On 10/3/2015 12:28 PM, Asmus Freytag (t) wrote:
On 10/3/2015 8:15 AM, Sean Leonard wrote:
Thanks.

Well, "DIS 10646" is the Draft International Standard, particularly Draft 1, from ~1990 or ~1991. (Sometimes it might have been called 10646.1.) Therefore it would likely only be in print form (or printed and scanned form). It's pretty old. What I understand is that Draft 1 got shot down because it was at variance with the nascent Unicode effort; Draft 2 was eventually adopted as ISO 10646:1993, and is equivalent to Unicode 1.1. (10646-1:1993 plus Amendments 5 to 7 = Unicode 2.0.)

Sean,

you never explained your specific interest in this matter. Personal curiosity? An attempt to write the definite history of character encoding?

A long time ago, in a galaxy far, far away....

(Okay it really was not that long ago, and it was pretty close at hand since it was on this list)

I proposed adding C1 Control Pictures to Unicode. <http://www.unicode.org/mail-arch/unicode-ml/y2011-m08/0047.html> I am resurrecting that effort, but more slowly this time, with more research and input from implementers. The requirement is that all glyphs for U+0000 - U+00FF be graphically distinct.

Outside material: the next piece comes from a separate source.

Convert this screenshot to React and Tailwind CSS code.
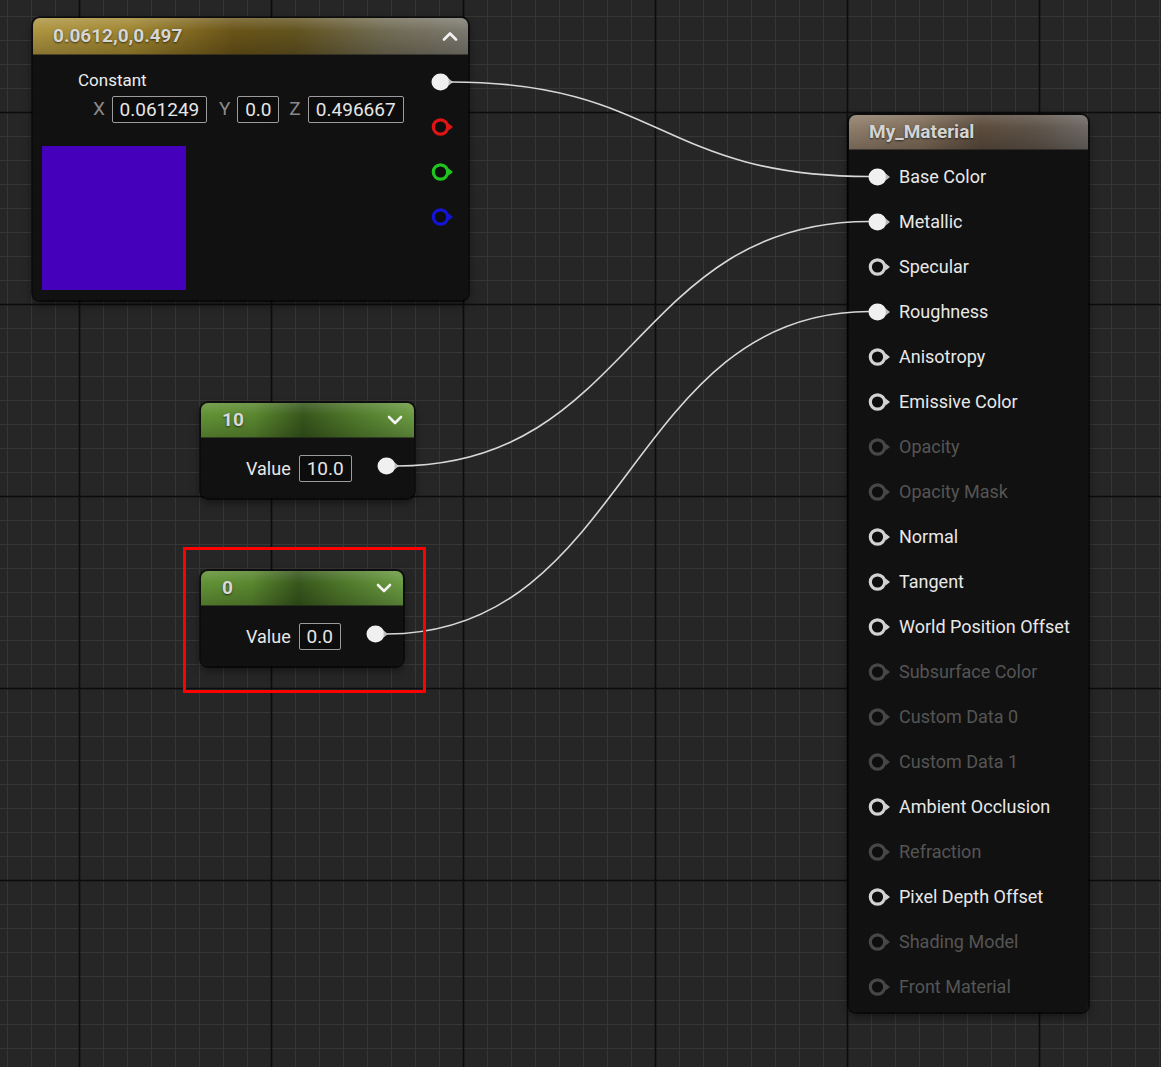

Debuggers used to do this by referencing the graphemes in the hardware code page, such as Code Page 437, but we have come a long way from 1981, so displaying ♣ for 0x05 does not make much modern sense. Merely substituting one of the other legacy code pages in for 0x80 - 0x9F does not make sense either. The characters of Code Page 437 overlap with U+00A0 - U+00FF in that range, for example. (Windows-1252 is somewhat more defensible, but Windows-1252 has 5 unassigned code points so it would be incomplete.)